*WRITTEN INSTRUCTION*. Write out the whole listing word for word.
:: SOURCE MATERIAL
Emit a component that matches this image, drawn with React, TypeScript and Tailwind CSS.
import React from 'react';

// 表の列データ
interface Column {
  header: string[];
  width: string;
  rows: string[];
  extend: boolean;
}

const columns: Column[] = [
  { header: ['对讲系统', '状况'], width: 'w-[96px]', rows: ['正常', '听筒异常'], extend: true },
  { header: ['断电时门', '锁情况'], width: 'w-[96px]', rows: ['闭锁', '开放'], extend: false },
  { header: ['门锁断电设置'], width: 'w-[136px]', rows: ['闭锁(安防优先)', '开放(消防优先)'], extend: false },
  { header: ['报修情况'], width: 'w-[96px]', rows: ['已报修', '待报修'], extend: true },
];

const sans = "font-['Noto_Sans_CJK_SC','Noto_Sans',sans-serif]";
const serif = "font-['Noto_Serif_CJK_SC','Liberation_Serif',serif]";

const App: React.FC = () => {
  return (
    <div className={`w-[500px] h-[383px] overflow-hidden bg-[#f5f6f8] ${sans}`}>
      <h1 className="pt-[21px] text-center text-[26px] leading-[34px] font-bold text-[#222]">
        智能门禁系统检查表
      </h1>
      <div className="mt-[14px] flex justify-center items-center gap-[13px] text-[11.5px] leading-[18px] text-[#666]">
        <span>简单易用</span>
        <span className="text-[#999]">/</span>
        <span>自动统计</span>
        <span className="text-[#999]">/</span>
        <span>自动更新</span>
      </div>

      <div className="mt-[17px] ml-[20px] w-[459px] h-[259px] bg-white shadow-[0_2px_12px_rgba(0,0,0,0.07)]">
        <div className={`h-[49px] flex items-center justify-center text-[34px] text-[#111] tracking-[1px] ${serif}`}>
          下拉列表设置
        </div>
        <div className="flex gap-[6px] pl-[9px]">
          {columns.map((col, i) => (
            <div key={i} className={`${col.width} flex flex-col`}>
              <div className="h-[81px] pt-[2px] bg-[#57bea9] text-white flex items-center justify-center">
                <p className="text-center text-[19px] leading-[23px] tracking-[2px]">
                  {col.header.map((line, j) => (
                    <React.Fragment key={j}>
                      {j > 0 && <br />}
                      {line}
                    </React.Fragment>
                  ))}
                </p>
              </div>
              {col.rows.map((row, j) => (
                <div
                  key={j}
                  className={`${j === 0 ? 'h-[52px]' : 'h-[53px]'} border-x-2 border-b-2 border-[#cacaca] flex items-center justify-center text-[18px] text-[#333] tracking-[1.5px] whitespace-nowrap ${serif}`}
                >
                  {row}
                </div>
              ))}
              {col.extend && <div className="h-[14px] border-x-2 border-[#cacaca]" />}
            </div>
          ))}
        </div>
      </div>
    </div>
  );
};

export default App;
::::
*RESPONSE*.
Emit a component that matches this image, drawn with React, TypeScript and Tailwind CSS.
import React from 'react';

// 表の列データ
interface Column {
  header: string[];
  width: string;
  rows: string[];
  extend: boolean;
}

const columns: Column[] = [
  { header: ['对讲系统', '状况'], width: 'w-[96px]', rows: ['正常', '听筒异常'], extend: true },
  { header: ['断电时门', '锁情况'], width: 'w-[96px]', rows: ['闭锁', '开放'], extend: false },
  { header: ['门锁断电设置'], width: 'w-[136px]', rows: ['闭锁(安防优先)', '开放(消防优先)'], extend: false },
  { header: ['报修情况'], width: 'w-[96px]', rows: ['已报修', '待报修'], extend: true },
];

const sans = "font-['Noto_Sans_CJK_SC','Noto_Sans',sans-serif]";
const serif = "font-['Noto_Serif_CJK_SC','Liberation_Serif',serif]";

const App: React.FC = () => {
  return (
    <div className={`w-[500px] h-[383px] overflow-hidden bg-[#f5f6f8] ${sans}`}>
      <h1 className="pt-[21px] text-center text-[26px] leading-[34px] font-bold text-[#222]">
        智能门禁系统检查表
      </h1>
      <div className="mt-[14px] flex justify-center items-center gap-[13px] text-[11.5px] leading-[18px] text-[#666]">
        <span>简单易用</span>
        <span className="text-[#999]">/</span>
        <span>自动统计</span>
        <span className="text-[#999]">/</span>
        <span>自动更新</span>
      </div>

      <div className="mt-[17px] ml-[20px] w-[459px] h-[259px] bg-white shadow-[0_2px_12px_rgba(0,0,0,0.07)]">
        <div className={`h-[49px] flex items-center justify-center text-[34px] text-[#111] tracking-[1px] ${serif}`}>
          下拉列表设置
        </div>
        <div className="flex gap-[6px] pl-[9px]">
          {columns.map((col, i) => (
            <div key={i} className={`${col.width} flex flex-col`}>
              <div className="h-[81px] pt-[2px] bg-[#57bea9] text-white flex items-center justify-center">
                <p className="text-center text-[19px] leading-[23px] tracking-[2px]">
                  {col.header.map((line, j) => (
                    <React.Fragment key={j}>
                      {j > 0 && <br />}
                      {line}
                    </React.Fragment>
                  ))}
                </p>
              </div>
              {col.rows.map((row, j) => (
                <div
                  key={j}
                  className={`${j === 0 ? 'h-[52px]' : 'h-[53px]'} border-x-2 border-b-2 border-[#cacaca] flex items-center justify-center text-[18px] text-[#333] tracking-[1.5px] whitespace-nowrap ${serif}`}
                >
                  {row}
                </div>
              ))}
              {col.extend && <div className="h-[14px] border-x-2 border-[#cacaca]" />}
            </div>
          ))}
        </div>
      </div>
    </div>
  );
};

export default App;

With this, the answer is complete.